Bonus: Here our hand-picked list of Top 10 Shopify Plus Agencies for Ecommerce!
Frequently Asked Questions
Here are the most common questions about how Shopify Markets affects your store’s SEO.
Does Shopify Markets hurt my SEO?
No — Shopify Markets supports SEO best practices like hreflang, canonical tags, and subfolder URL structures. As long as you localize your content and configure your translations properly, it will not harm your rankings.
What URL structure does Shopify Markets use?
By default, it uses subfolders (e.g., /fr, /de, /en-ca). This helps consolidate domain authority and simplifies management. Subdomains or country-specific domains require more advanced setups, typically with separate stores.

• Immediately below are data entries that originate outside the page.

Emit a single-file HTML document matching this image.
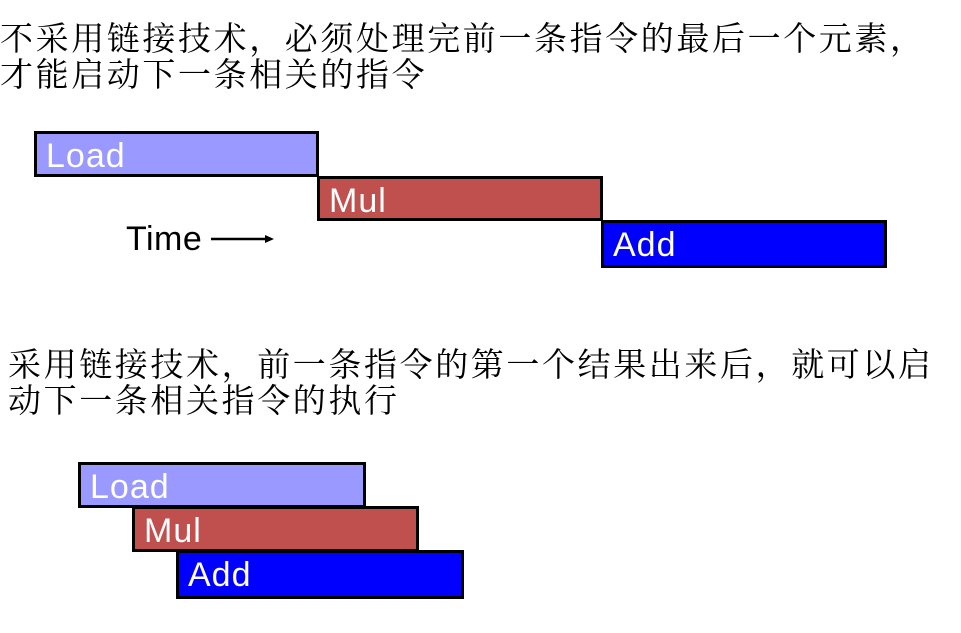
<!DOCTYPE html>
<html><head><meta charset="utf-8"><style>
body{margin:0;width:961px;height:633px;background:#fff;position:relative;overflow:hidden}
.t{position:absolute;font-family:"Liberation Serif","Noto Serif CJK SC",serif;font-size:33px;line-height:36px;color:#000;white-space:nowrap;letter-spacing:2.6px}
.b{position:absolute;box-sizing:border-box;border:3px solid #000;font-family:"Liberation Sans",sans-serif;font-size:34px;letter-spacing:1px;color:#fff;padding-left:9px;line-height:44px}
.l{background:#9999ff}.m{background:#c0504d}.a{background:#0000ff}
</style></head><body>
<div class="t" style="left:0;top:22px">不采用链接技术，必须处理完前一条指令的最后一个元素，<br>才能启动下一条相关的指令</div>
<div class="b l" style="left:34px;top:131px;width:285px;height:46px">Load</div>
<div class="b m" style="left:317px;top:176px;width:286px;height:45px">Mul</div>
<div class="b a" style="left:601px;top:220px;width:286px;height:48px">Add</div>
<div style="position:absolute;left:126px;top:220px;font-family:'Liberation Sans',sans-serif;font-size:34px;letter-spacing:0.5px;color:#000">Time</div>
<svg style="position:absolute;left:209px;top:232px" width="70" height="14"><line x1="2" y1="7" x2="58" y2="7" stroke="#000" stroke-width="2.5"/><polygon points="56,3 65,7 56,11" fill="#000"/></svg>
<div class="t" style="left:8px;top:348px">采用链接技术，前一条指令的第一个结果出来后，就可以启<br>动下一条相关指令的执行</div>
<div class="b l" style="left:78px;top:462px;width:288px;height:46px">Load</div>
<div class="b m" style="left:132px;top:506px;width:287px;height:46px">Mul</div>
<div class="b a" style="left:176px;top:550px;width:288px;height:49px">Add</div>
</body></html>
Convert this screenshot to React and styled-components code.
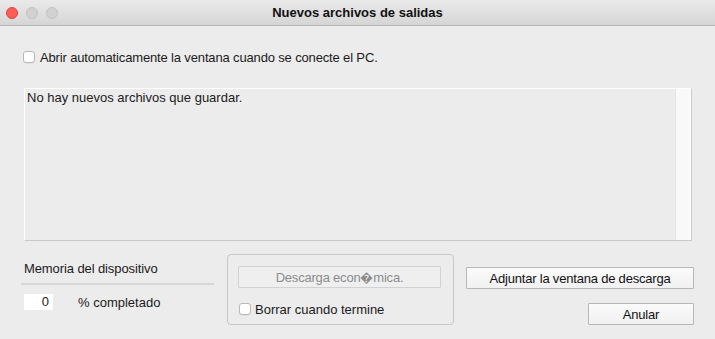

Does Shopify translate my site automatically?
No. Shopify provides the framework, but you need to manually add translations using the Translate & Adapt app or third-party tools. SEO fields like meta titles and descriptions must also be localized manually.
Can automatic redirection affect SEO?
If used incorrectly, yes. But Shopify’s built-in redirection system is designed to exclude search engine crawlers, which prevents SEO issues. Still, it’s a good idea to provide manual selectors and avoid hard redirects when possible.
When should I move beyond Shopify Markets for SEO?
If you need country-specific domains, run separate content strategies, or build localized backlink profiles, then Shopify Markets may be too limited. In those cases, separate stores (or a hybrid setup) offer more flexibility.